(Image Credit: IMAGN) Jamie Norton, left, and Joshua Saunook transport harvested marijuana on the Great Smoky Cannabis Company’s farm in Cherokee, August 8, 2024.
Sacramento, California – On Tuesday, Governor Gavin Newsom signed Assembly Bill 564 into law, rolling back a 25 percent tax increase that many legal cannabis business owners said was suffocating the industry rather than helping it grow.
The measure, authored by Assemblymember Matt Haney of San Francisco, sets the state’s cannabis excise tax at 15 percent until 2028. That stability, supporters argue, gives licensed growers, retailers, and distributors breathing room to survive in an environment where illicit sellers often don’t bother with taxes, compliance testing, or labor standards.
“We’re rolling back this cannabis tax hike so the legal market can continue to grow, consumers can access safe products, and our local communities see the benefits,” Newsom said in a statement. Haney, who carried the bill through the Legislature, was even more blunt: “California’s cannabis economy can bring enormous benefits to our state, but only if our legal industry is given a fair chance to compete against the untaxed and unregulated illegal market.”
That tension—between regulation and reality—has defined the state’s cannabis experiment since voters legalized adult-use sales in 2016. Proponents saw a chance to raise revenue while ensuring products were safe, tested, and sold under the oversight of state law. But the patchwork of local bans, high taxes, and sluggish licensing has meant that the illicit market continues to thrive, often undercutting legal dispensaries on price and access.
The new law is designed to ease some of that pressure. By holding the tax steady, lawmakers hope to keep small businesses afloat, preserve jobs, and prevent the very collapse of the regulated system. The stakes are high: California’s cannabis industry supports tens of thousands of jobs, contributes to state programs in education, public health, and environmental protection, and has been touted as a model for other states entering the market.
Still, protecting the legal market isn’t just about tax policy. Newsom’s administration has also poured resources into enforcement, trying to shut down large-scale illegal grows and distribution networks that siphon demand away from licensed shops. The Unified Cannabis Enforcement Taskforce, launched in 2022, has seized and destroyed more than 317 tons of illegal cannabis—worth nearly $900 million at retail value—through nearly 230 coordinated operations.
The task force draws on a wide array of state agencies, from the Department of Cannabis Control to Fish and Wildlife. The idea is not only to disrupt the illegal supply chain, but also to ensure that legal operators aren’t left holding the bag while competitors flout the rules.

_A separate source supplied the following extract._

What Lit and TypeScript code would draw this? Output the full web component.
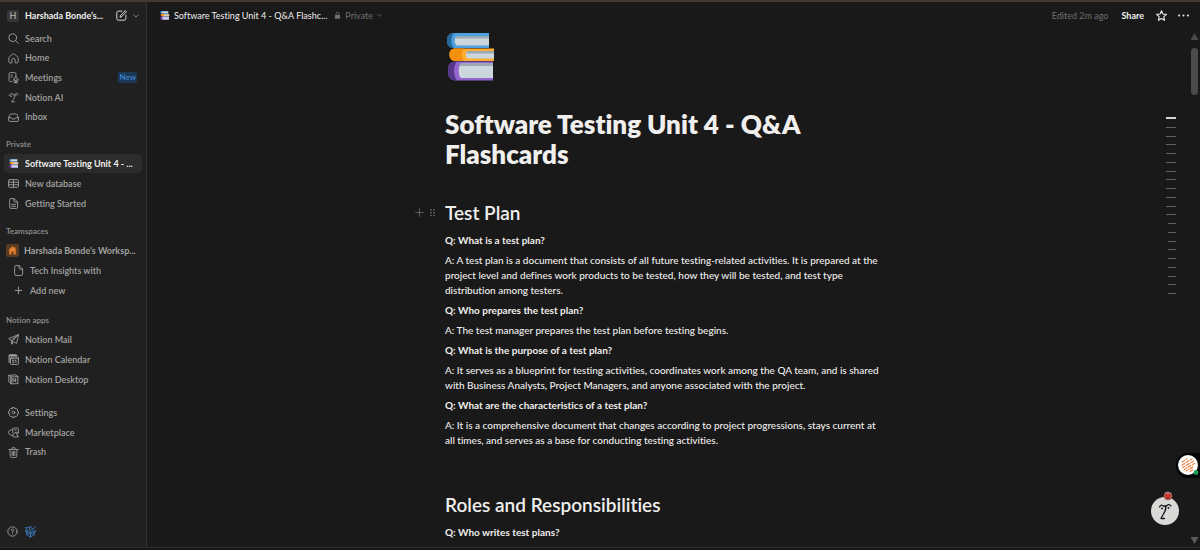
import { LitElement, html, css, svg } from "lit";
import { customElement, property } from "lit/decorators.js";

const stroke = (body: unknown) => html`<svg viewBox="0 0 20 20" fill="none" stroke="currentColor" stroke-width="1.6" stroke-linecap="round" stroke-linejoin="round" aria-hidden="true">${body}</svg>`;

const books = html`<svg viewBox="0 0 48 48" aria-hidden="true">
  <path d="M44 0H9C4 0 2 3 2 7.500S4 15 9 15H44z" fill="#4d9fe0"/>
  <path d="M9 0C4 0 2 3 2 7.500S4 15 9 15C5.500 12 5.500 3 9 0z" fill="#226699"/>
  <path d="M44 3H12C9 4 9 11.500 12 12.500H44z" fill="#ccd6dd"/><path d="M44 3H12l-1.500 2.500H44z" fill="#99aab5"/>
  <path d="M49 15.500H11C6 15.500 4.500 18 4.500 21.500S6 28 11 28H49z" fill="#ffac33"/>
  <path d="M19 15.500H10C6 15.500 4.500 18 4.500 21.500S6 28 10 28H19C16 25 16 18 19 15.500z" fill="#f4900c"/>
  <path d="M49 18H23C20 19 20 24.500 23 25.500H49z" fill="#ccd6dd"/><path d="M49 18H23l-2 2.500H49z" fill="#99aab5"/>
  <path d="M48 28.500H11C5 28.500 3 32 3 38S5 47.500 11 47.500H48z" fill="#9266cc"/>
  <path d="M12 28.500C5 28.500 3 32 3 38S5 47.500 12 47.500C8 43 8 33 12 28.500z" fill="#553788"/>
  <path d="M48 30.500H16C13 33 13 43 16 45H48z" fill="#ccd6dd"/><path d="M48 30.500H16l-1.500 2.500H48z" fill="#99aab5"/>
</svg>`;

const face = svg`<path d="M2 6.500C3.500 2.500 8 1.500 10 5M12 5C14 1.500 17.500 2 19 4.500M10.500 4.500C14 8 11 12 6.500 18H12"/><path d="M5.500 7v1M14.500 6v1" stroke-width="2.400"/>`;

const icons: Record<string, unknown> = {
  search: stroke(svg`<circle cx="8.500" cy="8.500" r="7"/><path d="M13.700 13.700L19 19"/>`),
  home: stroke(svg`<path d="M1.500 9.500C1.500 8 2 7.300 3 6.500L8.500 2Q10 1 11.500 2L17 6.500C18 7.300 18.500 8 18.500 9.500V16Q18.500 18 16.500 18H13V12.500Q13 9.800 10 9.800T7 12.500V18H3.500Q1.500 18 1.500 16z"/>`),
  meetings: stroke(svg`<path d="M7.500 17.500H4.500Q2 17.500 2 15V3.500Q2 1 4.500 1H12Q14.500 1 14.500 3.500V7M5.500 5.500H8M5.500 9H8"/><rect x="12" y="9" width="4.500" height="6.500" rx="2.200"/><path d="M9.500 13.500Q10 17.500 14.200 17.500T19 13.500M14.200 17.500V19.500M11 19.500H17.500"/>`),
  ai: stroke(face),
  inbox: stroke(svg`<path d="M1 10.500L3.500 5Q4.300 3.500 6 3.500H14Q15.700 3.500 16.500 5L19 10.500V15Q19 17.200 16.800 17.200H3.200Q1 17.200 1 15zM1 10.500H6Q6.500 13 10 13T14 10.500H19"/>`),
  table: stroke(svg`<rect x="1" y="3" width="18" height="14" rx="2"/><path d="M1 7.700H19M1 12.300H19M10 3V17"/>`),
  doc: stroke(svg`<path d="M3 3.500Q3 1 5.500 1H11L17.500 7.500V16.500Q17.500 19 15 19H5.500Q3 19 3 16.500zM11 1V5.500Q11 7.500 13 7.500H17.500M6.500 11.500H13.500M6.500 15H13.500"/>`),
  page: stroke(svg`<path d="M3 3.500Q3 1 5.500 1H11L17.500 7.500V16.500Q17.500 19 15 19H5.500Q3 19 3 16.500zM11 1V5.500Q11 7.500 13 7.500H17.500"/>`),
  plus: stroke(svg`<path d="M10 4V16M4 10H16"/>`),
  add: stroke(svg`<path d="M10 1.500V18.500M1.500 10H18.500"/>`),
  mail: stroke(svg`<path d="M18.500 1.500L1.300 8.200L5.800 11.500L7 18.300L10 14.200L15 16.800zM5.800 11.500L18.500 1.500M7 18.300L8 13L18.500 1.500"/>`),
  calendar: stroke(svg`<path d="M2 15V3.500Q2 1.500 4 1.500H14Q16 1.500 16 3.500M2 3H16" stroke-width="2"/><rect x="4.500" y="5.500" width="14.500" height="13.500" rx="2"/><path d="M4.500 8.500H19M8 11.500H10.500L9 13.500Q11 13.500 10.500 15.500Q9.500 16.500 8 15.800M13 12L14.500 11.200V16"/>`),
  desktop: stroke(svg`<path d="M2 2.500L5.500 5.500V18L2 14.500zM2 2.500L14 1.500L18 4.700V17.500L5.500 18V5.500L18 4.700"/><path d="M9 14.500V8L14 14.500V8" stroke-width="1.800"/>`),
  settings: stroke(svg`<path d="M8.200 1H11.800L12.600 3.300L15 2.500L17.500 5L16.700 7.400L19 8.200V11.800L16.700 12.600L17.500 15L15 17.500L12.600 16.700L11.800 19H8.200L7.400 16.700L5 17.500L2.500 15L3.300 12.600L1 11.800V8.200L3.300 7.400L2.500 5L5 2.500L7.400 3.300z"/><circle cx="10" cy="10" r="2.600"/>`),
  market: stroke(svg`<path d="M8.500 10.500V4Q8.500 2 10.500 2H17Q19 2 19 4V11.500L15.500 9.500M8.500 5H6Q1 6 1 10T6 15H8.500M8.500 15L13.500 9L19 18H9.500L8.500 15M12.500 5.500H15"/>`),
  trash: stroke(svg`<path d="M1.500 4.500H18.500M7 4.500V3Q7 1.200 8.300 1.200H11.700Q13 1.200 13 3V4.500M3.500 4.500L4.200 17Q4.400 19 6.200 19H13.800Q15.600 19 15.800 17L16.500 4.500M7.500 8V15.500M10 8V15.500M12.500 8V15.500"/>`),
  compose: stroke(svg`<path d="M11 2H4.500Q1.500 2 1.500 5V15.500Q1.500 18.500 4.500 18.500H15Q18 18.500 18 15.500V9M7.500 12.700L8.200 9.700L17 1L19 3L10.300 12z"/>`),
  chevron: stroke(svg`<path d="M3 6.500L10 13.500L17 6.500" stroke-width="2.800"/>`),
  lock: html`<svg viewBox="0 0 20 20" aria-hidden="true"><path d="M6 9V5a4 4 0 0 1 8 0V9" fill="none" stroke="currentColor" stroke-width="2.400"/><rect x="2.500" y="8.500" width="15" height="11" rx="2" fill="currentColor"/></svg>`,
  star: stroke(svg`<path d="M10 1.300L12.600 7.200L19 7.900L14.200 12.200L15.600 18.600L10 15.300L4.400 18.600L5.800 12.200L1 7.900L7.400 7.200z" stroke-width="2"/>`),
  more: html`<svg viewBox="0 0 20 20" fill="currentColor" aria-hidden="true"><circle cx="2" cy="10" r="1.800"/><circle cx="10" cy="10" r="1.800"/><circle cx="18" cy="10" r="1.800"/></svg>`,
  grip: html`<svg viewBox="0 0 20 20" fill="currentColor" aria-hidden="true"><path d="M5 2h3v3H5zM12 2h3v3h-3zM5 8.500h3v3H5zM12 8.500h3v3h-3zM5 15h3v3H5zM12 15h3v3h-3z"/></svg>`,
  help: stroke(svg`<circle cx="10" cy="10" r="8.500"/><path d="M7.500 8Q7.500 5.500 10 5.500T12.500 8Q12.500 9.500 10 10.500V11.500M10 14.200V14.400"/>`),
  gift: stroke(svg`<path d="M3 10.500V16L10 20L17 16V10.500M1 8.500L10 12.500L19 8.500M10 12.500V20M1 8.500L3 13L8 15L10 12.500L12 15L17 13L19 8.500M5 9L.5 2.500L5 3.500L7.500 1L9.500 10M12.500 8.500L13.500 5M15 6L18.500 1M11 4V.5"/>`),
  books,
  house: html`<svg viewBox="0 0 20 20" aria-hidden="true"><rect width="20" height="20" rx="3.500" fill="#5c3b23"/><path d="M10 3.500L3.500 9.700H5V16H8.500V12H11.500V16H15V9.700H16.500L14.500 7.800V4.500H13V6.300z" fill="#e07f2c"/></svg>`,
};

interface Item { icon: string; label: string; badge?: string; current?: boolean; strong?: boolean; nested?: boolean }

const sections: { title?: string; kind: string; items: Item[] }[] = [
  { kind: "top", items: [
    { icon: "search", label: "Search" }, { icon: "home", label: "Home" },
    { icon: "meetings", label: "Meetings", badge: "New" },
    { icon: "ai", label: "Notion AI" }, { icon: "inbox", label: "Inbox" } ] },
  { kind: "pages private", title: "Private", items: [
    { icon: "books", label: "Software Testing Unit 4 - ...", current: true },
    { icon: "table", label: "New database" }, { icon: "doc", label: "Getting Started" } ] },
  { kind: "pages", title: "Teamspaces", items: [
    { icon: "house", label: "Harshada Bonde’s Worksp...", strong: true },
    { icon: "page", label: "Tech Insights with", nested: true },
    { icon: "plus", label: "Add new", nested: true } ] },
  { kind: "pages apps", title: "Notion apps", items: [
    { icon: "mail", label: "Notion Mail" }, { icon: "calendar", label: "Notion Calendar" },
    { icon: "desktop", label: "Notion Desktop" } ] },
  { kind: "utility", items: [
    { icon: "settings", label: "Settings" }, { icon: "market", label: "Marketplace" },
    { icon: "trash", label: "Trash" } ] },
];

const shared = css`
  * { box-sizing: border-box; }
  svg { display: block; width: 100%; height: 100%; overflow: visible; }
  button { font: inherit; color: inherit; background: none; border: 0; padding: 0; margin: 0; cursor: pointer; }
  a { color: inherit; text-decoration: none; }
  .icon { flex: none; display: block; width: 11px; height: 11px; }
  .label { white-space: nowrap; }
`;

@customElement("side-bar")
class SideBar extends LitElement {
  static styles = [shared, css`
    :host { display: flex; flex-direction: column; width: 147px; flex: none; box-sizing: border-box; background: #202020;
      border-right: 1px solid #323232; color: #a3a3a1; font-size: 9px; font-weight: 600; line-height: 12px; }
    .head { display: flex; align-items: center; height: 27px; padding: 0 7px; color: #f0efed; }
    .avatar { flex: none; width: 12px; height: 12px; margin-right: 6px; border-radius: 2px; background: #373737; color: #a8a8a6; text-align: center; }
    .workspace { font-weight: 700; }
    .head .compose { margin: 0 6px 0 auto; }
    .head .caret { width: 6px; height: 6px; color: #9b9b99; }
    nav { flex: 1; padding: 0 4px; }
    section { display: flex; flex-direction: column; gap: 1px; }
    .pages { margin-top: 12px; }
    .private { margin-top: 11px; }
    .apps { margin-top: 14px; }
    .top { gap: 0; height: 98px; }
    .utility { gap: 0; height: 59px; margin-top: 14px; }
    .top a, .utility a { flex: 1; }
    h2 { margin: 0; padding: 0 2px; height: 15px; font-size: 8px; line-height: 12px; font-weight: 600; color: #92928f; }
    a { display: flex; align-items: center; height: 19px; padding: 0 5px 0 4px; border-radius: 4px; gap: 6px; }
    a.current { background: #2c2c2c; color: #f0efed; font-weight: 700; }
    a.current .icon { padding: 1px; }
    a.strong { padding: 0 4px 0 2px; gap: 5px; font-weight: 700; }
    a.strong .icon { width: 13px; height: 13px; }
    a.nested { padding-left: 9px; }
    .badge { margin-left: auto; padding: 0 1px; border-radius: 2px; background: #1c3857; color: #3d85d0; font-size: 8px; line-height: 11px; }
    footer { display: flex; gap: 7px; padding: 0 7px 10px; }
    footer .gift { color: #3a7cc4; }
  `];
  render() {
    return html`
      <div class="head">
        <span class="avatar">H</span>
        <button class="workspace label">Harshada Bonde’s...</button>
        <button class="icon compose" aria-label="New page">${icons.compose}</button>
        <button class="icon caret" aria-label="More new options">${icons.chevron}</button>
      </div>
      <nav>${sections.map(s => html`<section class=${s.kind}>
        ${s.title ? html`<h2>${s.title}</h2>` : ""}
        ${s.items.map(i => html`<a href="#" class=${[i.current && "current", i.strong && "strong", i.nested && "nested"].filter(Boolean).join(" ")}>
          <span class="icon">${icons[i.icon]}</span><span class="label">${i.label}</span>
          ${i.badge ? html`<span class="badge">${i.badge}</span>` : ""}</a>`)}
      </section>`)}</nav>
      <footer>
        <button class="icon" aria-label="Help">${icons.help}</button>
        <button class="icon gift" aria-label="What’s new">${icons.gift}</button>
      </footer>`;
  }
}

@customElement("top-bar")
class TopBar extends LitElement {
  static styles = [shared, css`
    :host { display: flex; align-items: center; flex: none; height: 27px; padding: 0 11px 0 13px; font-size: 9px; line-height: 12px; color: #f0efed; }
    .crumb { display: flex; align-items: center; gap: 5px; }
    .crumb .icon { width: 9px; height: 9px; }
    .privacy { display: flex; align-items: center; gap: 4px; margin-left: 7px; color: #6f6f6d; }
    .privacy .icon { width: 7px; height: 7px; }
    .privacy .caret { width: 5px; height: 5px; }
    .tools { display: flex; align-items: center; margin-left: auto; }
    .edited { color: #6f6f6d; margin-right: 13px; }
    .share { font-weight: 700; margin-right: 12px; }
    .star { margin-right: 11px; }
  `];
  render() {
    return html`
      <a class="crumb" href="#"><span class="icon">${books}</span><span class="label">Software Testing Unit 4 - Q&amp;A Flashc...</span></a>
      <button class="privacy"><span class="icon">${icons.lock}</span>Private<span class="icon caret">${icons.chevron}</span></button>
      <div class="tools">
        <span class="edited">Edited 2m ago</span>
        <button class="share">Share</button>
        <button class="icon star" aria-label="Favorite">${icons.star}</button>
        <button class="icon" aria-label="More">${icons.more}</button>
      </div>`;
  }
}

@customElement("doc-page")
class DocPage extends LitElement {
  static styles = [shared, css`
    :host { display: block; flex: 1; min-width: 0; overflow: hidden; padding: 4px 40px 0 32px; color: #f0efed; font-size: 10px; font-weight: 500; line-height: 15px; }
    article { max-width: 438px; margin: 0 auto; }
    .cover { width: 48px; height: 48px; margin-bottom: 28px; }
    h1 { margin: 0 0 31px; font-size: 26px; line-height: 30px; font-weight: 800; }
    h2 { margin: 0; font-size: 19px; line-height: 25px; font-weight: 600; }
    .row { display: flex; align-items: center; margin: 0 0 8px; }
    .hover { margin-left: -30px; }
    .handles { display: flex; align-items: center; gap: 4px; width: 30px; color: #777775; }
    .handles .icon { width: 9px; height: 9px; }
    p { margin: 0 0 5px; }
    .q { font-weight: 700; }
    .gap { height: 39px; }
  `];
  render() {
    return html`<article>
      <div class="cover">${books}</div>
      <h1>Software Testing Unit 4 - Q&amp;A Flashcards</h1>
      <div class="row hover">
        <div class="handles"><button class="icon" aria-label="Add block">${icons.add}</button><button class="icon" aria-label="Drag block">${icons.grip}</button></div>
        <h2>Test Plan</h2>
      </div>
      <p class="q">Q: What is a test plan?</p>
      <p>A: A test plan is a document that consists of all future testing-related activities. It is prepared at the project level and defines work products to be tested, how they will be tested, and test type distribution among testers.</p>
      <p class="q">Q: Who prepares the test plan?</p>
      <p>A: The test manager prepares the test plan before testing begins.</p>
      <p class="q">Q: What is the purpose of a test plan?</p>
      <p>A: It serves as a blueprint for testing activities, coordinates work among the QA team, and is shared with Business Analysts, Project Managers, and anyone associated with the project.</p>
      <p class="q">Q: What are the characteristics of a test plan?</p>
      <p>A: It is a comprehensive document that changes according to project progressions, stays current at all times, and serves as a base for conducting testing activities.</p>
      <div class="gap"></div>
      <div class="row"><h2>Roles and Responsibilities</h2></div>
      <p class="q">Q: Who writes test plans?</p>
    </article>`;
  }
}

@customElement("app-root")
class AppRoot extends LitElement {
  @property({ type: Number }) outline = 21;
  static styles = [shared, css`
    :host { display: flex; flex-direction: column; height: 100vh; background: #191919; border-top: 2px solid #453a33; border-bottom: 2px solid #141414; box-sizing: border-box;
      font-family: Lato, "Open Sans", sans-serif; font-variant-ligatures: none; }
    .shell { flex: 1; display: flex; min-height: 0; border-bottom: 1px solid #2f2f2f; }
    main { position: relative; flex: 1; display: flex; flex-direction: column; min-width: 0; }
    .body { flex: 1; display: flex; min-height: 0; }
    .scroll { flex: none; display: flex; flex-direction: column; align-items: center; width: 11px; padding: 4px 0 3px; }
    .up, .down { width: 8px; height: 7px; background: #4b4b4b; clip-path: polygon(50% 0, 100% 100%, 0 100%); }
    .down { clip-path: polygon(0 0, 100% 0, 50% 100%); margin-top: auto; background: #5a5a5a; }
    .thumb { width: 7px; height: 47px; margin-top: 8px; border-radius: 4px; background: #4b4b4b; }
    .outline { position: absolute; top: 115px; right: 24px; height: 177px; display: flex; flex-direction: column; justify-content: space-between; align-items: flex-end; }
    .tick { width: 8px; height: 1px; background: #626260; }
    .tick.long { width: 10px; }
    .tick.active { height: 2px; background: #d5d4d2; }
    .ext { position: absolute; right: 0; bottom: 69px; width: 24px; height: 25px; padding: 2px; border-radius: 12px 0 0 12px; background: #050608; }
    .ext .disc { width: 21px; height: 21px; }
    .fab { position: absolute; right: 21px; bottom: 22px; width: 28px; height: 34px; }
  `];
  render() {
    return html`
      <div class="shell">
        <side-bar></side-bar>
        <main>
          <top-bar></top-bar>
          <div class="body">
            <doc-page></doc-page>
            <div class="scroll" aria-hidden="true"><span class="up"></span><span class="thumb"></span><span class="down"></span></div>
          </div>
          <div class="outline" aria-hidden="true">${Array.from({ length: this.outline }, (_, i) => html`<span class="tick ${i < 12 ? "long" : ""} ${i ? "" : "active"}"></span>`)}</div>
          <button class="ext" aria-label="Extension"><svg class="disc" viewBox="0 0 21 21">
            <circle cx="10" cy="10" r="10" fill="#fff"/>
            <g stroke="#e8894f" stroke-width="1.300" stroke-linecap="round" stroke-dasharray="3 1.800"><path d="M4 7L9 4M4 10L14 4M4.500 12.500L16 6M6 14.500L16.500 8.500M8 16L16 11.500M12 16.500L15 14.500"/></g>
            <circle cx="18" cy="17.500" r="2.400" fill="#18a058"/></svg></button>
          <button class="fab" aria-label="Notion AI"><svg viewBox="0 0 28 34">
            <circle cx="14" cy="20" r="14" fill="#d9d9d7"/>
            <g fill="none" stroke="#191919" stroke-width="1.300" stroke-linecap="round" stroke-linejoin="round"><path d="M8.500 16Q10 12.500 13 15.500M15 15.500Q18 12 20 15M14 14.500C16.500 18 13 21.500 10 27.500H13.500"/></g>
            <g fill="#191919"><circle cx="11" cy="17.500" r="1"/><circle cx="17.500" cy="17" r="1"/></g>
            <circle cx="17" cy="5" r="4" fill="#d94235" stroke="#777" stroke-width=".6"/><path d="M14.500 2Q17 0 19.500 2.500" stroke="#9a9a98" fill="none"/><path d="M15 4.800h1M18 4.800h1M15.500 7h3" stroke="#3b1512" fill="none"/>
          </svg></button>
        </main>
      </div>`;
  }
}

Even with enforcement ramping up and the tax rate stabilized, the larger question lingers: can California’s legal cannabis industry finally live up to the promise voters imagined eight years ago? The rollback of the tax hike is, at the very least, an acknowledgment that without a course correction, the state risked strangling its own creation.
For now, licensed operators will get some relief. Whether that relief translates into a more stable, accessible, and equitable market remains to be seen. What’s clear is that the fight between legal and illegal cannabis in California isn’t close to finished—it’s only evolving.